In an email in response to a reporter’s query, Steve Dostart, president of Dostart Development, said the building is old and had a very specialized use, making complete renovation or demolition necessary.


“It will be many years before there is any financing or a market for development, so this has greatly reduced what buyers can offer,” he said. “I firmly believe that, eventually, it will be a great site.”


Mark Regoli, a partner with South Bay Development, which bid $2 million for the site, said his company gave the land no value in today’s market.


“People are willing to buy, but they have to feel they are getting a very good deal,” Regoli said. “The risk of a vacant building and the cost of renovating it, which we felt would take $65 a square foot, mean that you need to get something like a 12 percent return on costs.”

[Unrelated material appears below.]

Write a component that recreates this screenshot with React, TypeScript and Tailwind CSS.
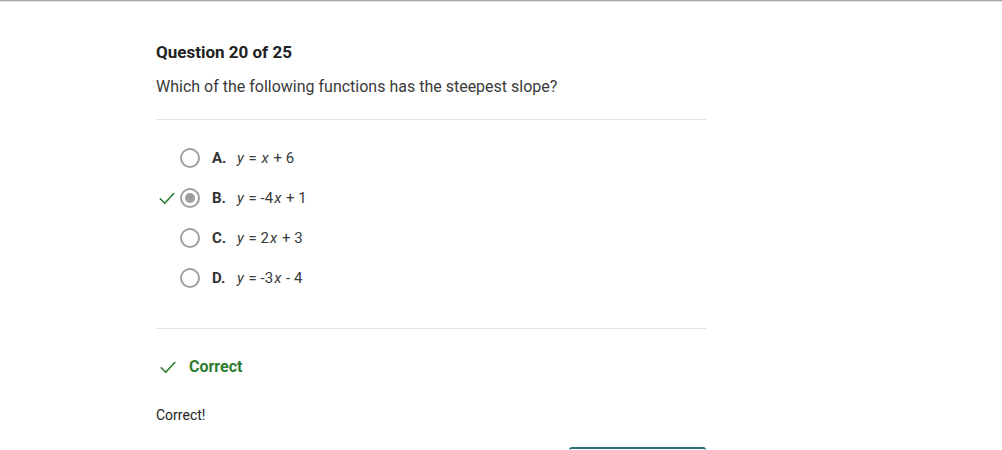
import React from "react";

const OPTIONS = [
  { letter: "A.", rest: " = x + 6", correct: false },
  { letter: "B.", rest: " = -4x + 1", correct: true },
  { letter: "C.", rest: " = 2x + 3", correct: false },
  { letter: "D.", rest: " = -3x - 4", correct: false },
];

function Check({ className }: { className?: string }) {
  return (
    <svg viewBox="0 0 24 24" className={className} fill="none" stroke="currentColor" strokeWidth="2.2" strokeLinecap="round" strokeLinejoin="round">
      <path d="M3 13 L9 19 L21 6" />
    </svg>
  );
}

// renders e.g. "y = -4x + 1" with italic variables
function Formula({ text }: { text: string }) {
  const parts = ("y" + text).split(/(x|y)/);
  return (
    <span className="text-[15px] text-[#3a3a3a]">
      {parts.map((p, i) =>
        p === "x" || p === "y" ? (
          <i key={i} className="px-[1px]">{p}</i>
        ) : (
          <span key={i}>{p}</span>
        )
      )}
    </span>
  );
}

export default function App() {
  return (
    <div className="h-[450px] w-[1002px] overflow-hidden bg-white font-['Roboto',sans-serif]">
      <div className="h-px bg-[#a3a3a3]" />
      <div className="h-px bg-[#e6e6e6]" />
      <div className="ml-[156px] w-[550px] pt-[38px]">
        <h1 className="text-[17px] font-bold leading-6 text-[#222]">Question 20 of 25</h1>
        <p className="mt-[13px] text-[16px] leading-5 text-[#3a3a3a]">Which of the following functions has the steepest slope?</p>
        <div className="mt-[22px] h-px bg-[#e2e2e2]" />

        <div className="flex flex-col gap-[20px] pt-[28px] pb-[40px]">
          {OPTIONS.map((o) => (
            <div key={o.letter} className="flex h-5 items-center">
              <div className="flex w-6 items-center justify-start">
                {o.correct && <Check className="ml-[2px] h-[18px] w-[18px] text-[#2e7d32]" />}
              </div>
              <div className="flex h-5 w-5 items-center justify-center rounded-full border-2 border-[#9e9e9e]">
                {o.correct && <div className="h-[10px] w-[10px] rounded-full bg-[#9e9e9e]" />}
              </div>
              <span className="ml-[12px] w-[24px] text-[15px] font-bold text-[#333]">{o.letter}</span>
              <Formula text={o.rest} />
            </div>
          ))}
        </div>

        <div className="h-px bg-[#e2e2e2]" />

        <div className="mt-[26px] flex items-center gap-[12px] pl-[3px]">
          <Check className="h-[18px] w-[18px] text-[#2e7d32]" />
          <span className="text-[16px] font-bold text-[#2e7d32]">Correct</span>
        </div>

        <p className="mt-[26px] text-[14px] text-[#222]">Correct!</p>

        <div className="mt-[21px] flex justify-end">
          <div className="h-8 w-[137px] rounded-t-[3px] border-t-2 border-[#2f6f73] bg-[#f4fbfb]" />
        </div>
      </div>
    </div>
  );
}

Dave Dollinger of Dollinger Properties said it was no accident that the bidders were all local. Institutional players are largely out of the market, he said, and local companies are the ones who best understand the “intrinsic value” of a Mountain View location.


Dollinger specializes in the acquisition and renewal of older research and development space, making the county property a strong strategic fit. Leasing for his properties has improved in the last several weeks, Dollinger said, with the most active tenants looking for ground-floor space with manufacturing attributes measuring less than 20,000 square feet.


“I think a lot of CEOs are looking at office space and saying that it is just too expensive,” he said.